(Web page code records)
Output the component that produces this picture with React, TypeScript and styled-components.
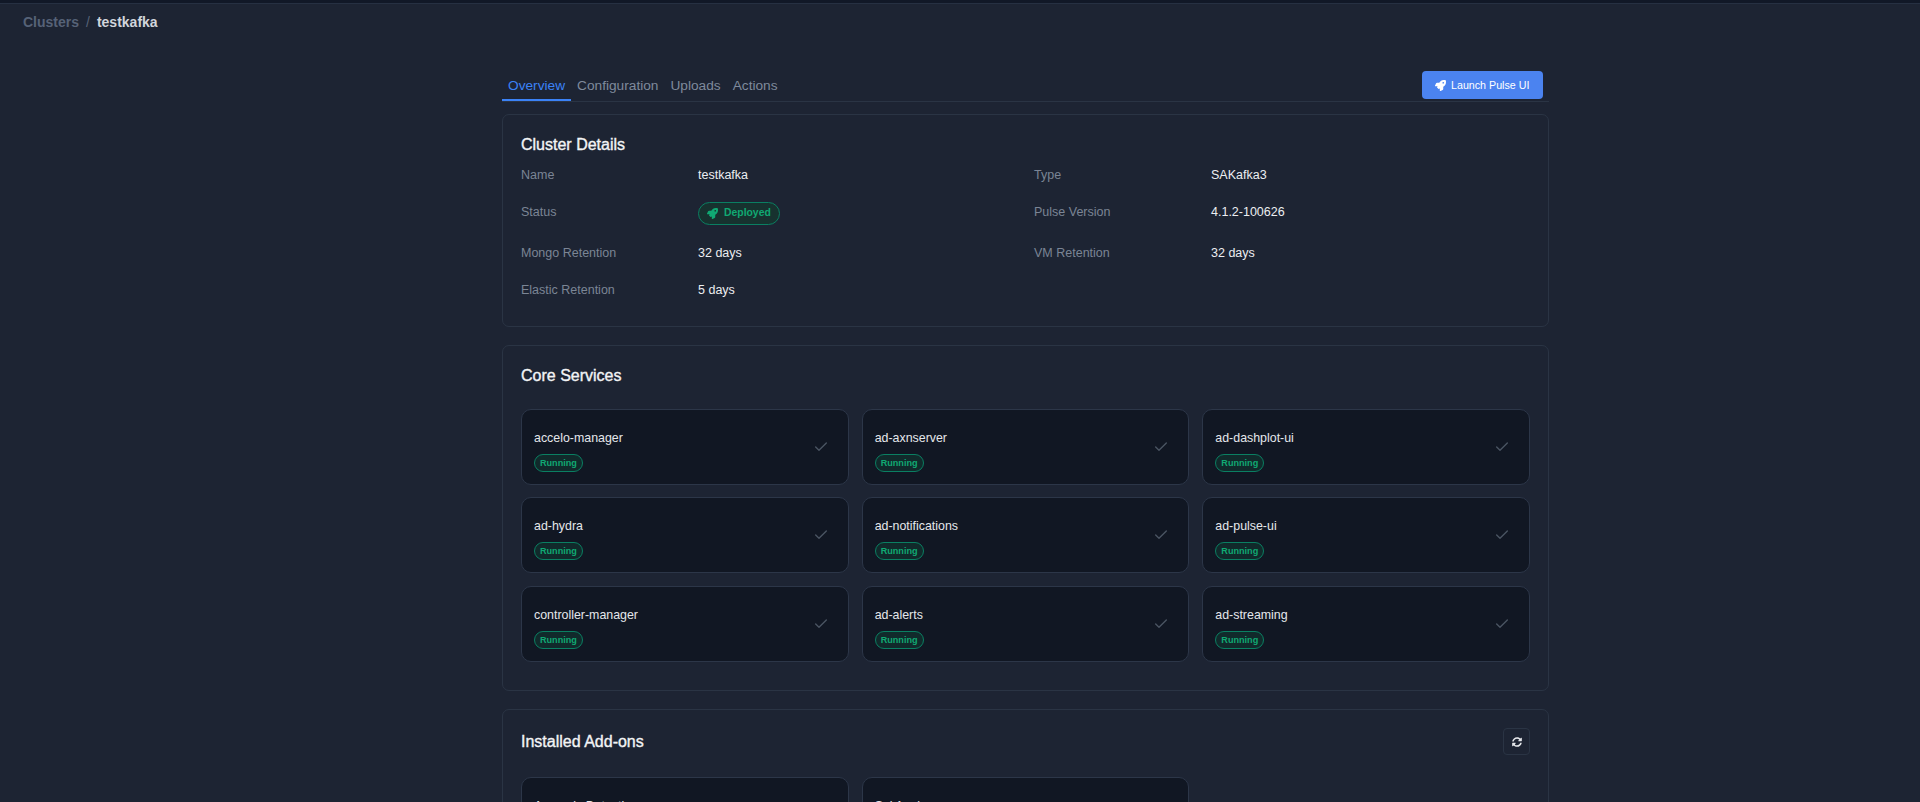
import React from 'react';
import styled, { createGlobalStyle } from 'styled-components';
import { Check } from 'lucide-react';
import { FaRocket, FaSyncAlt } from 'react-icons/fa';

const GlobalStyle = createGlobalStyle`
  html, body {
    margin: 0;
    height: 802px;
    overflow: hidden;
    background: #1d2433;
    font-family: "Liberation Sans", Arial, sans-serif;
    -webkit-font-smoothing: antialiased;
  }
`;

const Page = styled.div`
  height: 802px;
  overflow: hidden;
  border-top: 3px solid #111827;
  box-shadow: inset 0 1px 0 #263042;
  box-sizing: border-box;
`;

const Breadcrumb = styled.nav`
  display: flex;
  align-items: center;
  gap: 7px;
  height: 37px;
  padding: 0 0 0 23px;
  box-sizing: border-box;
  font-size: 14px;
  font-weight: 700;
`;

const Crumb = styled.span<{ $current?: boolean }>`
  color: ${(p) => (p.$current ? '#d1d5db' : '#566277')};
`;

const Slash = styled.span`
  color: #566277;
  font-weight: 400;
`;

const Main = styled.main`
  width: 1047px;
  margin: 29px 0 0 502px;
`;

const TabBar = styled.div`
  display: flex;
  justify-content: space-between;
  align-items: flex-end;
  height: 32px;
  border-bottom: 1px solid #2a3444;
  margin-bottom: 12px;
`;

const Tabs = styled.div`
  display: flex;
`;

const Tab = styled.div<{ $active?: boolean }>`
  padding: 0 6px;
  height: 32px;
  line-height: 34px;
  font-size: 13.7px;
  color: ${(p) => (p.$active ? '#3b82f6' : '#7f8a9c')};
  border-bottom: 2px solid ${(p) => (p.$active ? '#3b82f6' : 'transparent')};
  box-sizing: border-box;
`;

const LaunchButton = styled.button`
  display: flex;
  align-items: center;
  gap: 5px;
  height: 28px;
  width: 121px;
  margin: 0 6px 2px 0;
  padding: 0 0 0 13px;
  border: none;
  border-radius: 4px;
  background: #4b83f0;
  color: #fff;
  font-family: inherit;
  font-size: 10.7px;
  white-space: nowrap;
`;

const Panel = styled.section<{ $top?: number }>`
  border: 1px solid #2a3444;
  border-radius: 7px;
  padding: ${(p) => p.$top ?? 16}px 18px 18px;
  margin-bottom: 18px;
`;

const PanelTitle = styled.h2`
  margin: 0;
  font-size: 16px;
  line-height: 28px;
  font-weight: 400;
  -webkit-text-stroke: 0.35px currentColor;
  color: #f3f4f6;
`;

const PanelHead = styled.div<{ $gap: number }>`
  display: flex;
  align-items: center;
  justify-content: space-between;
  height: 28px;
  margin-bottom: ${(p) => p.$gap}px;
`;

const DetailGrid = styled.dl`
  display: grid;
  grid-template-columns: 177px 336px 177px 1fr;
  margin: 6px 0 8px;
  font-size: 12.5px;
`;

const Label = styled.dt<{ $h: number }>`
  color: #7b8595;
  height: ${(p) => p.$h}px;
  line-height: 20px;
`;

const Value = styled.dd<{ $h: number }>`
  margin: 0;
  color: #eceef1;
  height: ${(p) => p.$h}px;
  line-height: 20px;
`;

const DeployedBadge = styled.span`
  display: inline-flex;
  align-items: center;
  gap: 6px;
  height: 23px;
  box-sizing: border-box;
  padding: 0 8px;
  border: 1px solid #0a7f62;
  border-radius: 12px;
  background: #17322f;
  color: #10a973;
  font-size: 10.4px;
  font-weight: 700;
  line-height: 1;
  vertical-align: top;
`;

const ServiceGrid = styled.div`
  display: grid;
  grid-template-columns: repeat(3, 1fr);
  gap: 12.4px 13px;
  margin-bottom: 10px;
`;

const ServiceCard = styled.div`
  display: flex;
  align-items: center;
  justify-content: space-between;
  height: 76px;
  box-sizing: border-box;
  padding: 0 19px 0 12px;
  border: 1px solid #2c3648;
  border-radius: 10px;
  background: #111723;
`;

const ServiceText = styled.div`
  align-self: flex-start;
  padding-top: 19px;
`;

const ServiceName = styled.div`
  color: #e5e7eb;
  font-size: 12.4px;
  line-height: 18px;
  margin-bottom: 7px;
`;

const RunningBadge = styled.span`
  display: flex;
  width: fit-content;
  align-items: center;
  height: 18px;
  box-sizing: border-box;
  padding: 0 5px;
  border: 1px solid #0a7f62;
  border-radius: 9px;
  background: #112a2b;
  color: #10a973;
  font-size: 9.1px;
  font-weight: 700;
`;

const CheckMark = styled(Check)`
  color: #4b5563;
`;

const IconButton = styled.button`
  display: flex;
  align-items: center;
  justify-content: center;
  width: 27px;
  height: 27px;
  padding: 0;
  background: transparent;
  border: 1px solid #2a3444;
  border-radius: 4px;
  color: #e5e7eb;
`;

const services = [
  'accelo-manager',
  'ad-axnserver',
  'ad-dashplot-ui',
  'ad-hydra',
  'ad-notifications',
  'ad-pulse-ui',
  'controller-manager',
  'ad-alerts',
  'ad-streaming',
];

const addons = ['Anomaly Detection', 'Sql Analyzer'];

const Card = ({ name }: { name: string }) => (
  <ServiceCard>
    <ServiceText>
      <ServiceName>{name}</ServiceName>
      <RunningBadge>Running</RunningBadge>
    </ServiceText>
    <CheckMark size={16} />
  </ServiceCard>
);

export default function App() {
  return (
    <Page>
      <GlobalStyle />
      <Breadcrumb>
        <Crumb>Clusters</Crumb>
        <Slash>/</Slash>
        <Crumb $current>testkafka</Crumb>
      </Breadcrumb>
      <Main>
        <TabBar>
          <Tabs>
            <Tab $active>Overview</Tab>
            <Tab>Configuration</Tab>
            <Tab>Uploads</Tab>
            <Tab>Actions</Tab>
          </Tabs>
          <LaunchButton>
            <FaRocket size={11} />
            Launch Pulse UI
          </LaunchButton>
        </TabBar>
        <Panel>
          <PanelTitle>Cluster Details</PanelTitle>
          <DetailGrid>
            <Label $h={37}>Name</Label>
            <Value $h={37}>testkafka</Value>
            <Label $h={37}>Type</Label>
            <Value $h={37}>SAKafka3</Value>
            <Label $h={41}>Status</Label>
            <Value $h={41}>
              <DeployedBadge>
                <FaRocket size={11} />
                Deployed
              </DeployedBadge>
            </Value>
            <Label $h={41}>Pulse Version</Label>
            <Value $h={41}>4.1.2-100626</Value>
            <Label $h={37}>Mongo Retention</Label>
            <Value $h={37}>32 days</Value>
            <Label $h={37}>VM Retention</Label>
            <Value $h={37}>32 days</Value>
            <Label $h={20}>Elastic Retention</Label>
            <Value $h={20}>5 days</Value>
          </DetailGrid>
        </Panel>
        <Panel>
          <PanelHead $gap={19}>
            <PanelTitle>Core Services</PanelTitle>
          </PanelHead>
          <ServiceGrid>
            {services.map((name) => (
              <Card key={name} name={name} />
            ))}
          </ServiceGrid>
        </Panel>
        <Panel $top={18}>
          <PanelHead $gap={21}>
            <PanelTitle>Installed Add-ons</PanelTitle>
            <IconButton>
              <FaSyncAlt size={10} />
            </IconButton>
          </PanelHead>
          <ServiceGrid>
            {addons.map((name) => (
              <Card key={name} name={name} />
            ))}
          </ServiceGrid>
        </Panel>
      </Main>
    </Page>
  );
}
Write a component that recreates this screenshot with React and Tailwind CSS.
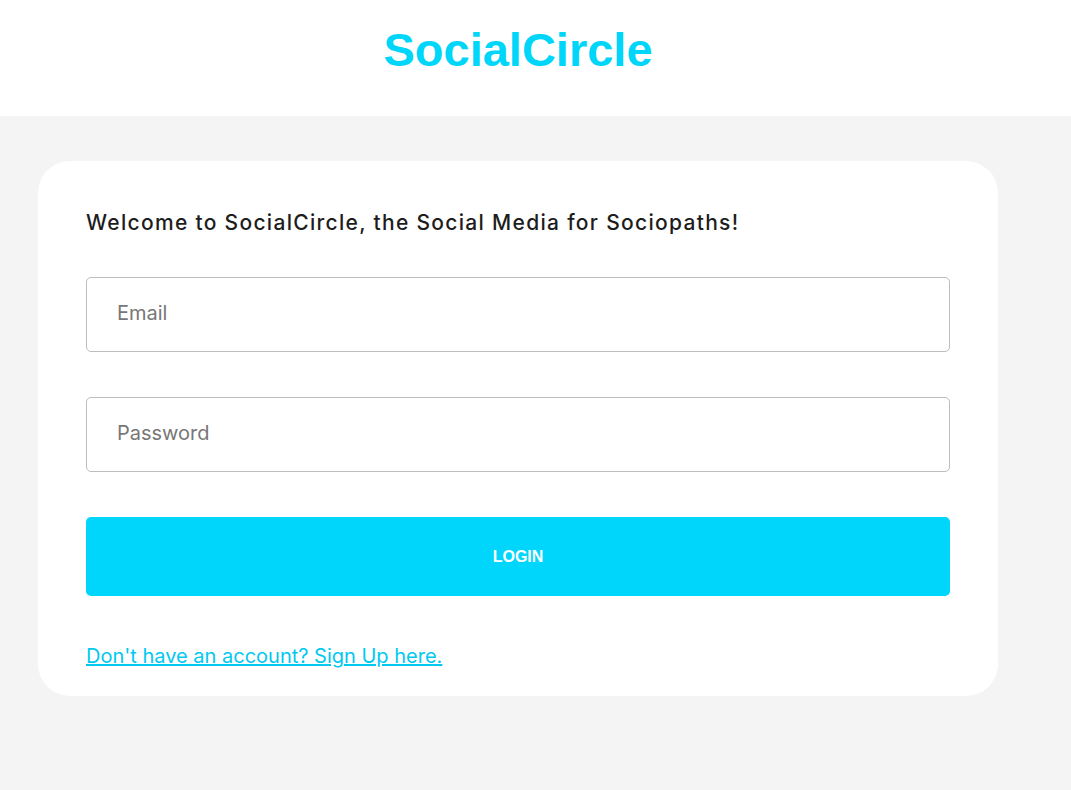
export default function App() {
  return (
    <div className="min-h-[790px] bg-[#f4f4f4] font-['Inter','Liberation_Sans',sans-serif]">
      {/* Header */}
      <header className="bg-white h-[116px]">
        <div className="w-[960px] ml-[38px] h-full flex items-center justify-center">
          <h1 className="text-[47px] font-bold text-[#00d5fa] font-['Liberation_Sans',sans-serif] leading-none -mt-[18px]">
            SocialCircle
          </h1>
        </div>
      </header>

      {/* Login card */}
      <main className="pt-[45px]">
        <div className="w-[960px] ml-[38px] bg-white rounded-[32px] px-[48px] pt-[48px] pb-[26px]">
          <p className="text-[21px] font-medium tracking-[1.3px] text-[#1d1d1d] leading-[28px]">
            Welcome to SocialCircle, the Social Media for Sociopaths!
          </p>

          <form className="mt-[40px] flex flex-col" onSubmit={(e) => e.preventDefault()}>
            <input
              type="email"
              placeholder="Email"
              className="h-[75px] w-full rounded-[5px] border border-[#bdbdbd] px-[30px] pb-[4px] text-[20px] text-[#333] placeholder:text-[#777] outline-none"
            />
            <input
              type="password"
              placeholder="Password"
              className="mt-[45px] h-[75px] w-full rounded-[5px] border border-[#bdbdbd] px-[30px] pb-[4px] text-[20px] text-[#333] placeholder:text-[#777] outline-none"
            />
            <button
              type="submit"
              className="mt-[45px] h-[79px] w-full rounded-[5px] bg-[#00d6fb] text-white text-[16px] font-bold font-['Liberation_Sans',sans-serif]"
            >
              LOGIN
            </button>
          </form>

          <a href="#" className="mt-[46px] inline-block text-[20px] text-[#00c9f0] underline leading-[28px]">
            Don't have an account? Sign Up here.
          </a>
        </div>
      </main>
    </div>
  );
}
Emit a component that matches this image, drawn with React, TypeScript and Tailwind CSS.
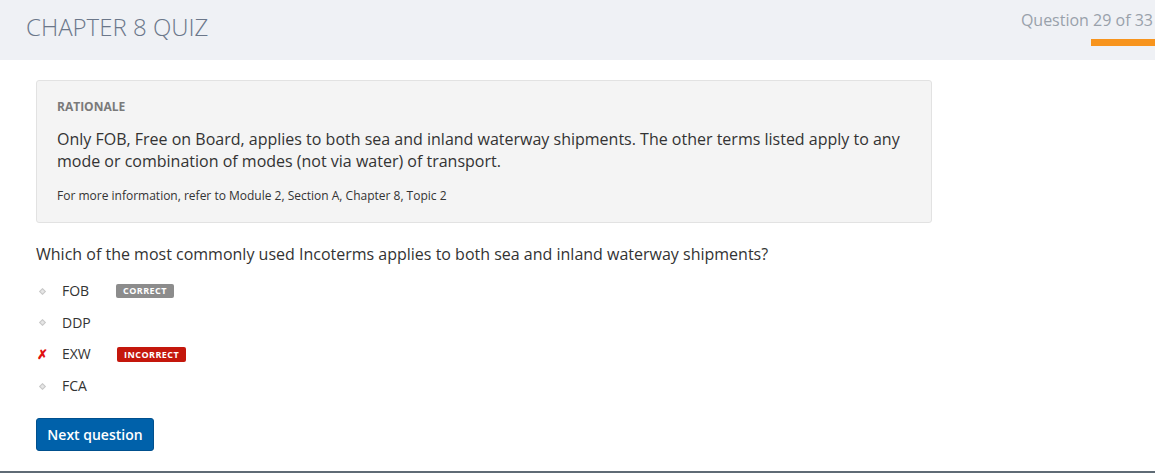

## Work to be completed
Search the data for "that" and list every line in which it occurs.

## Right answer
Output the component that produces this picture with React, TypeScript and styled-components.
Write a component that recreates this screenshot with React and Tailwind CSS.
Emit a component that matches this image, drawn with React, TypeScript and Tailwind CSS.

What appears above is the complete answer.